◆ Set exercise
Write out again, exactly as they appear, the lines from the line with "Convert this screenshot" through the line with "text-center text-[21px] leading-[24px]". Do not include any pictures.

━━━━━ Data for this task ━━━━━

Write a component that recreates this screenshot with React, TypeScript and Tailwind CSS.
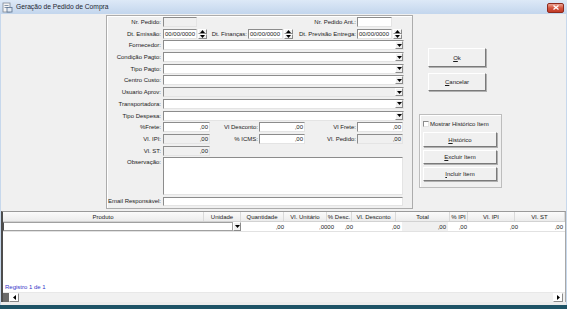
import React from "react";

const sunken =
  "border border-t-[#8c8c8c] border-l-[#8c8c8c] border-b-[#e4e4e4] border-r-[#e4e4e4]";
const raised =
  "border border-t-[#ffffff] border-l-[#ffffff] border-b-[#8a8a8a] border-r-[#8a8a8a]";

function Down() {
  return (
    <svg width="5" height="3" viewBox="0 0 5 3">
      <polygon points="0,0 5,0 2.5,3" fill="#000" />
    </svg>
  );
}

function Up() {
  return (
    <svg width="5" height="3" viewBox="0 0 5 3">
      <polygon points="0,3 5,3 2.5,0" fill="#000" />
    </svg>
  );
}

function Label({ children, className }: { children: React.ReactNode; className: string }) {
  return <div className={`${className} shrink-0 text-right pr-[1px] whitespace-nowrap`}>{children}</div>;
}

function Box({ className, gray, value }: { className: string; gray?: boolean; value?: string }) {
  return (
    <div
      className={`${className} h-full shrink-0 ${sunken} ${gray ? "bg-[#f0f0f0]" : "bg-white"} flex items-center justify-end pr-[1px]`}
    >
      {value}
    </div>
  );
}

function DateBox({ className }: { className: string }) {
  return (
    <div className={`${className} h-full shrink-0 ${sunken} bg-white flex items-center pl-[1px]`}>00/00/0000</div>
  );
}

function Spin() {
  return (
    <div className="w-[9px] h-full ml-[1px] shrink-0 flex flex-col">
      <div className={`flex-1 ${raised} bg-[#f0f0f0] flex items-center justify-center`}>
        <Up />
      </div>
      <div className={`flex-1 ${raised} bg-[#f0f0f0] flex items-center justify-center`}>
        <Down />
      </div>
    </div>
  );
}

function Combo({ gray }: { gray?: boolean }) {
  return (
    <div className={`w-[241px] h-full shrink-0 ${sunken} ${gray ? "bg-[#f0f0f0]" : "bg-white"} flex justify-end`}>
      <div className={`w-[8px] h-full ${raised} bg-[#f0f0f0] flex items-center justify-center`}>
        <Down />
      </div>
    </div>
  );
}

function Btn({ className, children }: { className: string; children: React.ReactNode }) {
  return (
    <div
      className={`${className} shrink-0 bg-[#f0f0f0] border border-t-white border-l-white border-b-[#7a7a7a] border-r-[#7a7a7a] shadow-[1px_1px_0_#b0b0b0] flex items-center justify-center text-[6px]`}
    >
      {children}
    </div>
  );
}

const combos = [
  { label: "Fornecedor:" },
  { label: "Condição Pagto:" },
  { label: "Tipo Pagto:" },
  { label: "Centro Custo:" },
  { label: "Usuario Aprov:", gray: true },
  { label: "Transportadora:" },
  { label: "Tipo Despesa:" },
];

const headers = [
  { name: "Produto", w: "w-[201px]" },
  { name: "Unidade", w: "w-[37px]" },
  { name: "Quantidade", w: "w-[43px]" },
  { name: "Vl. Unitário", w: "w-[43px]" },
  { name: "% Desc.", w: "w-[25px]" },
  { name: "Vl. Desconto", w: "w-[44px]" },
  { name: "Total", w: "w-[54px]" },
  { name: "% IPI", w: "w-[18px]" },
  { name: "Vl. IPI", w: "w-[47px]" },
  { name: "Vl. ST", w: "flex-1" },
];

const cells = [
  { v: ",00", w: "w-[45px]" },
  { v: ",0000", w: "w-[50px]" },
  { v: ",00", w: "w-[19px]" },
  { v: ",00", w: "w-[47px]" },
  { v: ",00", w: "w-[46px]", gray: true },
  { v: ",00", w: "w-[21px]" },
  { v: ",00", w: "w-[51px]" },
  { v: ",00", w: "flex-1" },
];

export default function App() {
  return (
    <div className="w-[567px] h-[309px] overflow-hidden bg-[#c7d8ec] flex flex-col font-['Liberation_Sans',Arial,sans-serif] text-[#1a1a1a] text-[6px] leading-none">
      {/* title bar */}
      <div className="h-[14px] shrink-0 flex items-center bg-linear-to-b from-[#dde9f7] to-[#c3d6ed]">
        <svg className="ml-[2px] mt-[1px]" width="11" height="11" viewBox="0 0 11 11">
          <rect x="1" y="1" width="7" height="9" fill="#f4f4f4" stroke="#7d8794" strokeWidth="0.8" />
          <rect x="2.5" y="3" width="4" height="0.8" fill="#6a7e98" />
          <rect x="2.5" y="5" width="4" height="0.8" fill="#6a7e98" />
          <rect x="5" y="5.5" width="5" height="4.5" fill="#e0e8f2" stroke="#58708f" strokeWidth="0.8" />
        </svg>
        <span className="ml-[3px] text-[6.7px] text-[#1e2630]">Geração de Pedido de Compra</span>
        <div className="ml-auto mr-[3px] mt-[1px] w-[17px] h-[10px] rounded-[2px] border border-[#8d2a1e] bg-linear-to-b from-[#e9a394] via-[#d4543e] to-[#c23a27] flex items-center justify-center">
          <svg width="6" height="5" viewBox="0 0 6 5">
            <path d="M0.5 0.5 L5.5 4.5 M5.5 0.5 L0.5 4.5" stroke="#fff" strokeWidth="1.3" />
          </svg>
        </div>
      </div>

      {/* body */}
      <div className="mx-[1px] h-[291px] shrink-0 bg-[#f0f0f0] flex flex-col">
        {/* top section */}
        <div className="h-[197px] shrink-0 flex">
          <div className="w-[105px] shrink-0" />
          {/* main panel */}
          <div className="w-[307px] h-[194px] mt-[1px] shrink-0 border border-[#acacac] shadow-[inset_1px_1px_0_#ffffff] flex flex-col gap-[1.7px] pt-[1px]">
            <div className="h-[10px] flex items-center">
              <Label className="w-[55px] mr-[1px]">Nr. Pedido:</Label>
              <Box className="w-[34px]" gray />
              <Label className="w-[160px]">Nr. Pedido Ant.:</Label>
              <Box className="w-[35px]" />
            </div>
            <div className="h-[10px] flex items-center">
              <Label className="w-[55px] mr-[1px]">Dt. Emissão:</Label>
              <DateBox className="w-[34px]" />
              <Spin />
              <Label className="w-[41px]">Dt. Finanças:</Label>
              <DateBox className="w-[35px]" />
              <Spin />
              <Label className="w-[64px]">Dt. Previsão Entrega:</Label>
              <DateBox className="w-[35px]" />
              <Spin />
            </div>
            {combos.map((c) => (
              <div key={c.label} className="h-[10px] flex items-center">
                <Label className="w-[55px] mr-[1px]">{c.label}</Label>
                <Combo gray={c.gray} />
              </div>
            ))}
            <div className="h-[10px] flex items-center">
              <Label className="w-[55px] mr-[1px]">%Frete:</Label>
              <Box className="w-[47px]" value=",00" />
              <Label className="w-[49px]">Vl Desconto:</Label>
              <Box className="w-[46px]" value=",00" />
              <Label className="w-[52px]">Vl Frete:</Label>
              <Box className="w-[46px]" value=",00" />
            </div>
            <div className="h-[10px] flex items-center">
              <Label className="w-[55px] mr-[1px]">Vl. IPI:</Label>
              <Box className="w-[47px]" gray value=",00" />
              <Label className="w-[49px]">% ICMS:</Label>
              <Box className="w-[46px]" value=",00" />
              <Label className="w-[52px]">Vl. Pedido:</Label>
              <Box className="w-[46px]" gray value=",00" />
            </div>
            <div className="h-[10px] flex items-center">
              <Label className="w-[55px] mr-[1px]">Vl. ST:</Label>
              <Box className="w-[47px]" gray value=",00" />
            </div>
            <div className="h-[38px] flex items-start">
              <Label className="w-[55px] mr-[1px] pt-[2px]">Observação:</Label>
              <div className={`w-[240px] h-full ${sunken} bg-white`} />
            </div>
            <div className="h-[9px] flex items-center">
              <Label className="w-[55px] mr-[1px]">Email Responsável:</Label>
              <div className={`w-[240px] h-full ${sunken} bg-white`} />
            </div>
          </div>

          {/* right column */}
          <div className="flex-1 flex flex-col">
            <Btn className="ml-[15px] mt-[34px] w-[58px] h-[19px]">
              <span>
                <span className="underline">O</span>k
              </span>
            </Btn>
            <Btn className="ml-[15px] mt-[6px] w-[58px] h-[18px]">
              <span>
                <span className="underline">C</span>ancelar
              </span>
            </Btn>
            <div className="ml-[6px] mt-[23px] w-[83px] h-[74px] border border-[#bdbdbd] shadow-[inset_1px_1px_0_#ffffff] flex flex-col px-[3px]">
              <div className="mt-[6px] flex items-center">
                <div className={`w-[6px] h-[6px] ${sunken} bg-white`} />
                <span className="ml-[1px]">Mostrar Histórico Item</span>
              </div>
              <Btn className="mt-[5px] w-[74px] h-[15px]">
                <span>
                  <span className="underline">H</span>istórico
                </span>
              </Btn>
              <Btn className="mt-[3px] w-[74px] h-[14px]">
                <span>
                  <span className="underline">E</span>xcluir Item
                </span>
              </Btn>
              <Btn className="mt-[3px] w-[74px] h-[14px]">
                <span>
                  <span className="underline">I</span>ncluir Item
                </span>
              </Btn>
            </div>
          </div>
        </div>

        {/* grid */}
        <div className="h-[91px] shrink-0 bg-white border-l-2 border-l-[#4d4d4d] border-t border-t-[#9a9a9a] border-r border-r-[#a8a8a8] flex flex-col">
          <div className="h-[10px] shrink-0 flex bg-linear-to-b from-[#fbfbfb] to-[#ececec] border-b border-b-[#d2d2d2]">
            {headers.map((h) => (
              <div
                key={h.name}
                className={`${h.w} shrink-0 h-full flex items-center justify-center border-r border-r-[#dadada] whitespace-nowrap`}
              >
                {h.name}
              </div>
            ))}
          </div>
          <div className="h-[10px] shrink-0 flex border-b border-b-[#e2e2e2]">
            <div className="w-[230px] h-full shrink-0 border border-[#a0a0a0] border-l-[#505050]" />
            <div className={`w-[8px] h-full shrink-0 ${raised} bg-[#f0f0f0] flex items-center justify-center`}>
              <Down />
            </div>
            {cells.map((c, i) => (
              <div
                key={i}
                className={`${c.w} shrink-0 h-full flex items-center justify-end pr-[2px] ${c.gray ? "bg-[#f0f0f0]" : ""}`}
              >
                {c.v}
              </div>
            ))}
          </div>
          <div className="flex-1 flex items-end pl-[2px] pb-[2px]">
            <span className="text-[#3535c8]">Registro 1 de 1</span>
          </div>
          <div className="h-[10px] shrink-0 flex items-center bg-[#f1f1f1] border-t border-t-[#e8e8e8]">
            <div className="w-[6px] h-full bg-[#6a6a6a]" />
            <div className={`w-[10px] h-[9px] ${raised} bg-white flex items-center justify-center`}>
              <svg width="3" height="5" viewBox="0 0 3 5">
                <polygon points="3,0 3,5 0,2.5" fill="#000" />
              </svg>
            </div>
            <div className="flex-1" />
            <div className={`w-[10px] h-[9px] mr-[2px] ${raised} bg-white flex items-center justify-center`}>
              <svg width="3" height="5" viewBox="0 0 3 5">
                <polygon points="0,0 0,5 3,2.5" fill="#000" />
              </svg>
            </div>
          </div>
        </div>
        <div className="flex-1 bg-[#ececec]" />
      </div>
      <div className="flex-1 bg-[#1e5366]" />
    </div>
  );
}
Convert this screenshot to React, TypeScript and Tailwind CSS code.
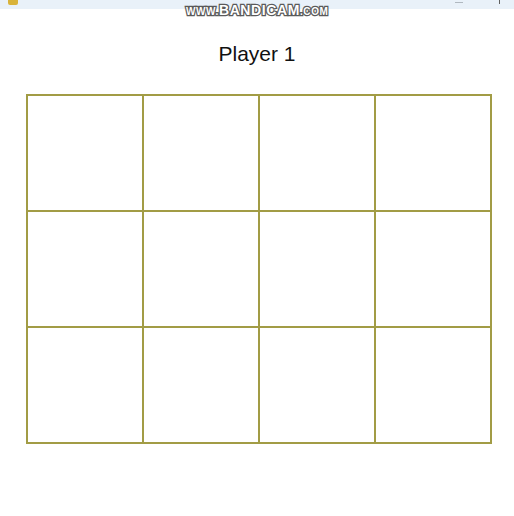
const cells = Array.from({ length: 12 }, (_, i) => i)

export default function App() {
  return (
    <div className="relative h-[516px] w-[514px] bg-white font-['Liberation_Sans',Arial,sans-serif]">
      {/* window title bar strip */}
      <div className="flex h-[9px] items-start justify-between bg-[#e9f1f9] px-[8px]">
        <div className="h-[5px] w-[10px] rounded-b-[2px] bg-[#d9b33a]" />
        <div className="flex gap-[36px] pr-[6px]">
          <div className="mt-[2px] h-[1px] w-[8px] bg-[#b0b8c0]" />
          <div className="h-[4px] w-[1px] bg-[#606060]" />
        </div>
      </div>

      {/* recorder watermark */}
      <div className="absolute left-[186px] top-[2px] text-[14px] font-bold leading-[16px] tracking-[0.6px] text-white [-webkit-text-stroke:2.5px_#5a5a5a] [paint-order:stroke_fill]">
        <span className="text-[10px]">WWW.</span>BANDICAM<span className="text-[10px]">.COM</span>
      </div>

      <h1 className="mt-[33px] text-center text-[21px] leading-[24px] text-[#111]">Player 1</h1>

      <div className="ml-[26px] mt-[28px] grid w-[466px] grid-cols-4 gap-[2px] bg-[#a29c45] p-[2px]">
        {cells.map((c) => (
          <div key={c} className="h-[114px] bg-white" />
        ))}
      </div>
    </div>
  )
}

━━━━━

◆ Written reply
Convert this screenshot to React, TypeScript and Tailwind CSS code.
const cells = Array.from({ length: 12 }, (_, i) => i)

export default function App() {
  return (
    <div className="relative h-[516px] w-[514px] bg-white font-['Liberation_Sans',Arial,sans-serif]">
      {/* window title bar strip */}
      <div className="flex h-[9px] items-start justify-between bg-[#e9f1f9] px-[8px]">
        <div className="h-[5px] w-[10px] rounded-b-[2px] bg-[#d9b33a]" />
        <div className="flex gap-[36px] pr-[6px]">
          <div className="mt-[2px] h-[1px] w-[8px] bg-[#b0b8c0]" />
          <div className="h-[4px] w-[1px] bg-[#606060]" />
        </div>
      </div>

      {/* recorder watermark */}
      <div className="absolute left-[186px] top-[2px] text-[14px] font-bold leading-[16px] tracking-[0.6px] text-white [-webkit-text-stroke:2.5px_#5a5a5a] [paint-order:stroke_fill]">
        <span className="text-[10px]">WWW.</span>BANDICAM<span className="text-[10px]">.COM</span>
      </div>

      <h1 className="mt-[33px] text-center text-[21px] leading-[24px] text-[#111]">Player 1</h1>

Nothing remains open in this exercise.